◆ Problem to work on ◆
Word for word, give the material below again, minus any images.

/---

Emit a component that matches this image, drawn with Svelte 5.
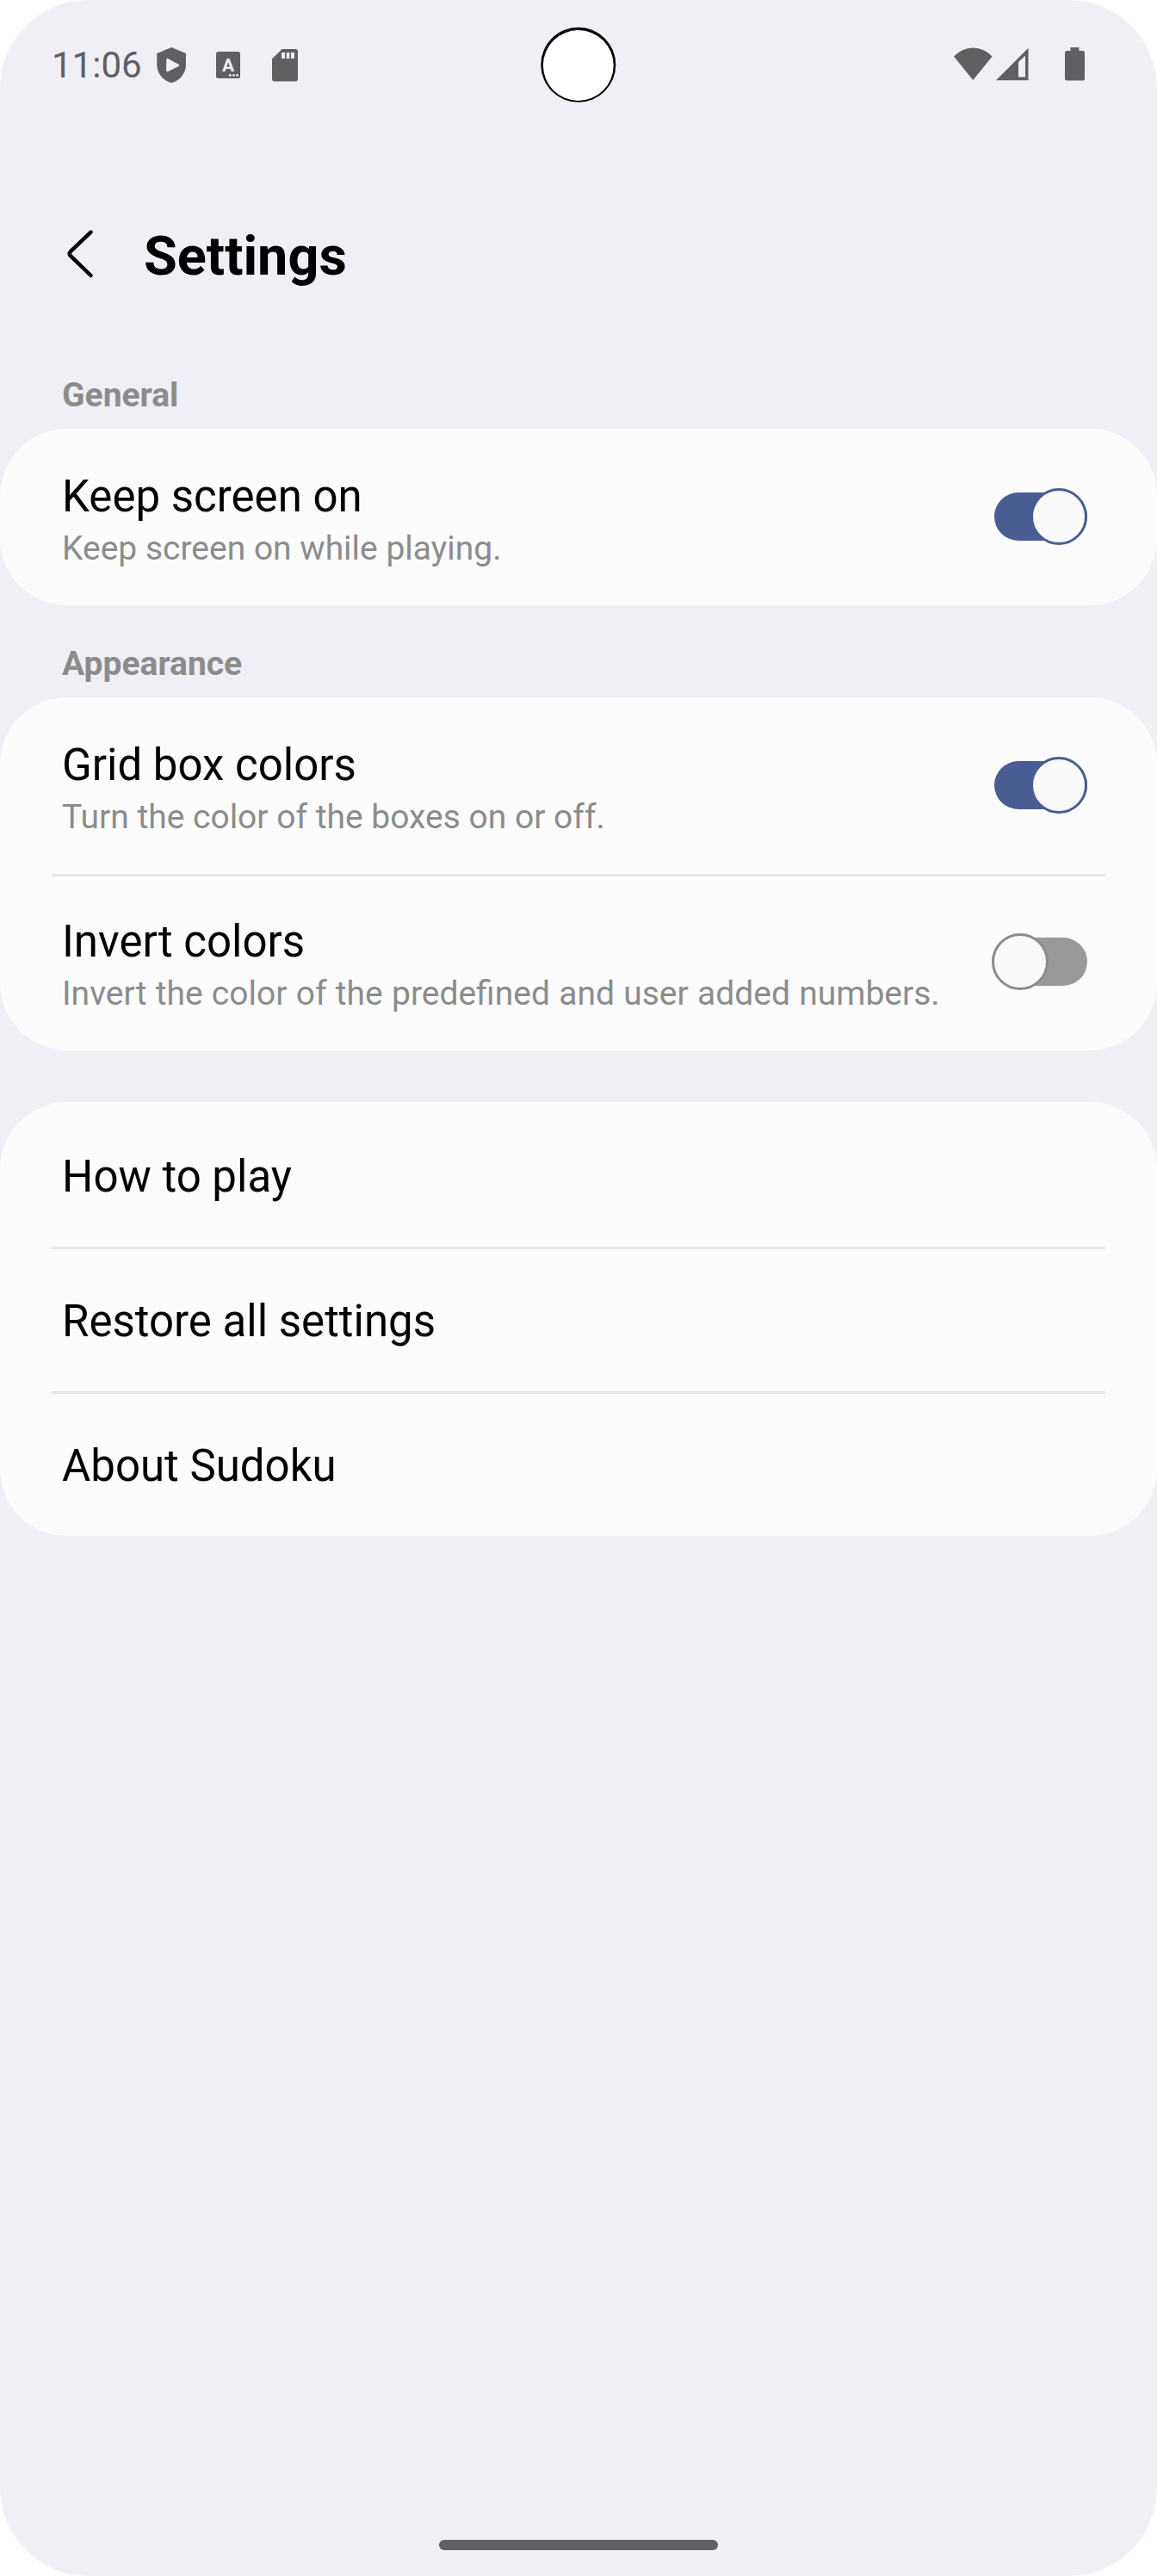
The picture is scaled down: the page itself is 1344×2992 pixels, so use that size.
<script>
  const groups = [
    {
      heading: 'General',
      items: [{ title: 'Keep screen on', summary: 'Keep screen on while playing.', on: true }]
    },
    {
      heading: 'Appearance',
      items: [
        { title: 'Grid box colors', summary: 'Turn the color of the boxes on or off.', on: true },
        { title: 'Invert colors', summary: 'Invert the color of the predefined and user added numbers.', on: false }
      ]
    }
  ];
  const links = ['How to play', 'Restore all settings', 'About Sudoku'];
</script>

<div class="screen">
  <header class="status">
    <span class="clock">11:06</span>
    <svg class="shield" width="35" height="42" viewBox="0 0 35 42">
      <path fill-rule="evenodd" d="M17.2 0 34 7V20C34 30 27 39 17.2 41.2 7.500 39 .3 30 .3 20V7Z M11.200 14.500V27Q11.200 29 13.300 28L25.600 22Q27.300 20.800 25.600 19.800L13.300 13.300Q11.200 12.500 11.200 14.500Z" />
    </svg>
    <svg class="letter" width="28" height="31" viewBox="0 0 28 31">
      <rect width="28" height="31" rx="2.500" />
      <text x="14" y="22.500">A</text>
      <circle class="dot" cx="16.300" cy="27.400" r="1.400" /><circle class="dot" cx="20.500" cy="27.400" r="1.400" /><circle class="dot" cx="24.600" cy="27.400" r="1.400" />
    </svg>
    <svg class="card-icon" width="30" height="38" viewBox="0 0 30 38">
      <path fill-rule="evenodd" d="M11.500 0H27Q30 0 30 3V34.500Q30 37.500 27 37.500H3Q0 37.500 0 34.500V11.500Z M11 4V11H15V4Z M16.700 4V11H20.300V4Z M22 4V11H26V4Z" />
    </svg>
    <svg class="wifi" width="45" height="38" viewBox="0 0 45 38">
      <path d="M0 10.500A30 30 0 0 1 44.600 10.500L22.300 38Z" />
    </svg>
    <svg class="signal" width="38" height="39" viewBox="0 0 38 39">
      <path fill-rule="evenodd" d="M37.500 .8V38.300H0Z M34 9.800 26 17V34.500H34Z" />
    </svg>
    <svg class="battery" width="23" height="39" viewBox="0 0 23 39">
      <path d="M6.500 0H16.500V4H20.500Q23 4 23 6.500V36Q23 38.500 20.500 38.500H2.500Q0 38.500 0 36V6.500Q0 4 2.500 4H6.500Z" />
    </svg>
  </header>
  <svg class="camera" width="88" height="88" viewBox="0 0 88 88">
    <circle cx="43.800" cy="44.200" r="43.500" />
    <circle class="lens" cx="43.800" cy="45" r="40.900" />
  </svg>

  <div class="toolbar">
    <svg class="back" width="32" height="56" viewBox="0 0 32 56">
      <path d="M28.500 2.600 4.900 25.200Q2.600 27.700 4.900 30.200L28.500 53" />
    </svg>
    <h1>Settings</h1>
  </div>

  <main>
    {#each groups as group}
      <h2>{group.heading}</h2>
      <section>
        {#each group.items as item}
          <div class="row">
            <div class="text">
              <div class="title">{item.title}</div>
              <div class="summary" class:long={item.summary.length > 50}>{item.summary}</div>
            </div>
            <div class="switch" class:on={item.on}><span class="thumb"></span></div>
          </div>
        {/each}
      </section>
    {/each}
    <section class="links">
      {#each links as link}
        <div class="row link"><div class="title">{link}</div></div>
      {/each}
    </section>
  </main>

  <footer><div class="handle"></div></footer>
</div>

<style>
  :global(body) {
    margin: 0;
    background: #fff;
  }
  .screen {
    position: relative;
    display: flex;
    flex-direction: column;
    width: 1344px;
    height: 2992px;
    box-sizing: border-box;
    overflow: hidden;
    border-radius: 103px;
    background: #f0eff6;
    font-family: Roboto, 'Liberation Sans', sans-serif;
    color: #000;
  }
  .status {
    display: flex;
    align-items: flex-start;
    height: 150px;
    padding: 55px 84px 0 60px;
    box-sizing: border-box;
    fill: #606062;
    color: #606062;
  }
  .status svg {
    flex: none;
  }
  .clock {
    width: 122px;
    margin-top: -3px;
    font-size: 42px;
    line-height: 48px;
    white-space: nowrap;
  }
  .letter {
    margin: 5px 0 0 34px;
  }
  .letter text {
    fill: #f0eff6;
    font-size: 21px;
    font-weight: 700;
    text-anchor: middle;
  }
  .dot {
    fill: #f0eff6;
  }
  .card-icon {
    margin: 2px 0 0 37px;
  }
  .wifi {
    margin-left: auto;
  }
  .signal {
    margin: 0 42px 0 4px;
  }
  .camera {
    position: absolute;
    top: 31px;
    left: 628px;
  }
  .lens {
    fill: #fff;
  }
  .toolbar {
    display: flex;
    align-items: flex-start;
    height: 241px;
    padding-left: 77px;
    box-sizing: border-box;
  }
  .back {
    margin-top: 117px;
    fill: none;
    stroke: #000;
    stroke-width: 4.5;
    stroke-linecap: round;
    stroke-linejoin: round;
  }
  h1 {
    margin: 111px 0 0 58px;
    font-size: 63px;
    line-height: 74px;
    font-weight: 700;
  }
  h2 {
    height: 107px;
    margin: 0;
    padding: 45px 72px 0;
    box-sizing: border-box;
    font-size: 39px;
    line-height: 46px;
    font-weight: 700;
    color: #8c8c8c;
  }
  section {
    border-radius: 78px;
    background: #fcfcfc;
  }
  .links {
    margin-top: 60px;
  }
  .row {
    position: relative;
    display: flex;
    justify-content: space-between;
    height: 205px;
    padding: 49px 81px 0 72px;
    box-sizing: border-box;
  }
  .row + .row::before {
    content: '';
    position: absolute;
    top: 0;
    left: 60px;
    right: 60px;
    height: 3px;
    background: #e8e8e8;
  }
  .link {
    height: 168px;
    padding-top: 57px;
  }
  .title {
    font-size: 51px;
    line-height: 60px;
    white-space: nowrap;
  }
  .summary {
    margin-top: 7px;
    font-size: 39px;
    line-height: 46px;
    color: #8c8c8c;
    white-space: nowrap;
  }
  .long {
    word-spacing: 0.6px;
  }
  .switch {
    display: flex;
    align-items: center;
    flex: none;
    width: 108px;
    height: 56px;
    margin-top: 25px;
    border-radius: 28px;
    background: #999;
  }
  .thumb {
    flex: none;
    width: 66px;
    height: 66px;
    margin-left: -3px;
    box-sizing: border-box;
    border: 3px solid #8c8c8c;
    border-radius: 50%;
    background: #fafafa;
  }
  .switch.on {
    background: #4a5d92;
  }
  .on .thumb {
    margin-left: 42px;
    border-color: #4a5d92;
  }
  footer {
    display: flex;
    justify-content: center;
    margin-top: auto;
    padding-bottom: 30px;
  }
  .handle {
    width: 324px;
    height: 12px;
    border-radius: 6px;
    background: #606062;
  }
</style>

\---

◆ Solution for this exercise ◆
Emit a component that matches this image, drawn with Svelte 5.
The picture is scaled down: the page itself is 1344×2992 pixels, so use that size.
<script>
  const groups = [
    {
      heading: 'General',
      items: [{ title: 'Keep screen on', summary: 'Keep screen on while playing.', on: true }]
    },
    {
      heading: 'Appearance',
      items: [
        { title: 'Grid box colors', summary: 'Turn the color of the boxes on or off.', on: true },
        { title: 'Invert colors', summary: 'Invert the color of the predefined and user added numbers.', on: false }
      ]
    }
  ];
  const links = ['How to play', 'Restore all settings', 'About Sudoku'];
</script>

<div class="screen">
  <header class="status">
    <span class="clock">11:06</span>
    <svg class="shield" width="35" height="42" viewBox="0 0 35 42">
      <path fill-rule="evenodd" d="M17.2 0 34 7V20C34 30 27 39 17.2 41.2 7.500 39 .3 30 .3 20V7Z M11.200 14.500V27Q11.200 29 13.300 28L25.600 22Q27.300 20.800 25.600 19.800L13.300 13.300Q11.200 12.500 11.200 14.500Z" />
    </svg>
    <svg class="letter" width="28" height="31" viewBox="0 0 28 31">
      <rect width="28" height="31" rx="2.500" />
      <text x="14" y="22.500">A</text>
      <circle class="dot" cx="16.300" cy="27.400" r="1.400" /><circle class="dot" cx="20.500" cy="27.400" r="1.400" /><circle class="dot" cx="24.600" cy="27.400" r="1.400" />
    </svg>
    <svg class="card-icon" width="30" height="38" viewBox="0 0 30 38">
      <path fill-rule="evenodd" d="M11.500 0H27Q30 0 30 3V34.500Q30 37.500 27 37.500H3Q0 37.500 0 34.500V11.500Z M11 4V11H15V4Z M16.700 4V11H20.300V4Z M22 4V11H26V4Z" />
    </svg>
    <svg class="wifi" width="45" height="38" viewBox="0 0 45 38">
      <path d="M0 10.500A30 30 0 0 1 44.600 10.500L22.300 38Z" />
    </svg>
    <svg class="signal" width="38" height="39" viewBox="0 0 38 39">
      <path fill-rule="evenodd" d="M37.500 .8V38.300H0Z M34 9.800 26 17V34.500H34Z" />
    </svg>
    <svg class="battery" width="23" height="39" viewBox="0 0 23 39">
      <path d="M6.500 0H16.500V4H20.500Q23 4 23 6.500V36Q23 38.500 20.500 38.500H2.500Q0 38.500 0 36V6.500Q0 4 2.500 4H6.500Z" />
    </svg>
  </header>
  <svg class="camera" width="88" height="88" viewBox="0 0 88 88">
    <circle cx="43.800" cy="44.200" r="43.500" />
    <circle class="lens" cx="43.800" cy="45" r="40.900" />
  </svg>

  <div class="toolbar">
    <svg class="back" width="32" height="56" viewBox="0 0 32 56">
      <path d="M28.500 2.600 4.900 25.200Q2.600 27.700 4.900 30.200L28.500 53" />
    </svg>
    <h1>Settings</h1>
  </div>

  <main>
    {#each groups as group}
      <h2>{group.heading}</h2>
      <section>
        {#each group.items as item}
          <div class="row">
            <div class="text">
              <div class="title">{item.title}</div>
              <div class="summary" class:long={item.summary.length > 50}>{item.summary}</div>
            </div>
            <div class="switch" class:on={item.on}><span class="thumb"></span></div>
          </div>
        {/each}
      </section>
    {/each}
    <section class="links">
      {#each links as link}
        <div class="row link"><div class="title">{link}</div></div>
      {/each}
    </section>
  </main>

  <footer><div class="handle"></div></footer>
</div>

<style>
  :global(body) {
    margin: 0;
    background: #fff;
  }
  .screen {
    position: relative;
    display: flex;
    flex-direction: column;
    width: 1344px;
    height: 2992px;
    box-sizing: border-box;
    overflow: hidden;
    border-radius: 103px;
    background: #f0eff6;
    font-family: Roboto, 'Liberation Sans', sans-serif;
    color: #000;
  }
  .status {
    display: flex;
    align-items: flex-start;
    height: 150px;
    padding: 55px 84px 0 60px;
    box-sizing: border-box;
    fill: #606062;
    color: #606062;
  }
  .status svg {
    flex: none;
  }
  .clock {
    width: 122px;
    margin-top: -3px;
    font-size: 42px;
    line-height: 48px;
    white-space: nowrap;
  }
  .letter {
    margin: 5px 0 0 34px;
  }
  .letter text {
    fill: #f0eff6;
    font-size: 21px;
    font-weight: 700;
    text-anchor: middle;
  }
  .dot {
    fill: #f0eff6;
  }
  .card-icon {
    margin: 2px 0 0 37px;
  }
  .wifi {
    margin-left: auto;
  }
  .signal {
    margin: 0 42px 0 4px;
  }
  .camera {
    position: absolute;
    top: 31px;
    left: 628px;
  }
  .lens {
    fill: #fff;
  }
  .toolbar {
    display: flex;
    align-items: flex-start;
    height: 241px;
    padding-left: 77px;
    box-sizing: border-box;
  }
  .back {
    margin-top: 117px;
    fill: none;
    stroke: #000;
    stroke-width: 4.5;
    stroke-linecap: round;
    stroke-linejoin: round;
  }
  h1 {
    margin: 111px 0 0 58px;
    font-size: 63px;
    line-height: 74px;
    font-weight: 700;
  }
  h2 {
    height: 107px;
    margin: 0;
    padding: 45px 72px 0;
    box-sizing: border-box;
    font-size: 39px;
    line-height: 46px;
    font-weight: 700;
    color: #8c8c8c;
  }
  section {
    border-radius: 78px;
    background: #fcfcfc;
  }
  .links {
    margin-top: 60px;
  }
  .row {
    position: relative;
    display: flex;
    justify-content: space-between;
    height: 205px;
    padding: 49px 81px 0 72px;
    box-sizing: border-box;
  }
  .row + .row::before {
    content: '';
    position: absolute;
    top: 0;
    left: 60px;
    right: 60px;
    height: 3px;
    background: #e8e8e8;
  }
  .link {
    height: 168px;
    padding-top: 57px;
  }
  .title {
    font-size: 51px;
    line-height: 60px;
    white-space: nowrap;
  }
  .summary {
    margin-top: 7px;
    font-size: 39px;
    line-height: 46px;
    color: #8c8c8c;
    white-space: nowrap;
  }
  .long {
    word-spacing: 0.6px;
  }
  .switch {
    display: flex;
    align-items: center;
    flex: none;
    width: 108px;
    height: 56px;
    margin-top: 25px;
    border-radius: 28px;
    background: #999;
  }
  .thumb {
    flex: none;
    width: 66px;
    height: 66px;
    margin-left: -3px;
    box-sizing: border-box;
    border: 3px solid #8c8c8c;
    border-radius: 50%;
    background: #fafafa;
  }
  .switch.on {
    background: #4a5d92;
  }
  .on .thumb {
    margin-left: 42px;
    border-color: #4a5d92;
  }
  footer {
    display: flex;
    justify-content: center;
    margin-top: auto;
    padding-bottom: 30px;
  }
  .handle {
    width: 324px;
    height: 12px;
    border-radius: 6px;
    background: #606062;
  }
</style>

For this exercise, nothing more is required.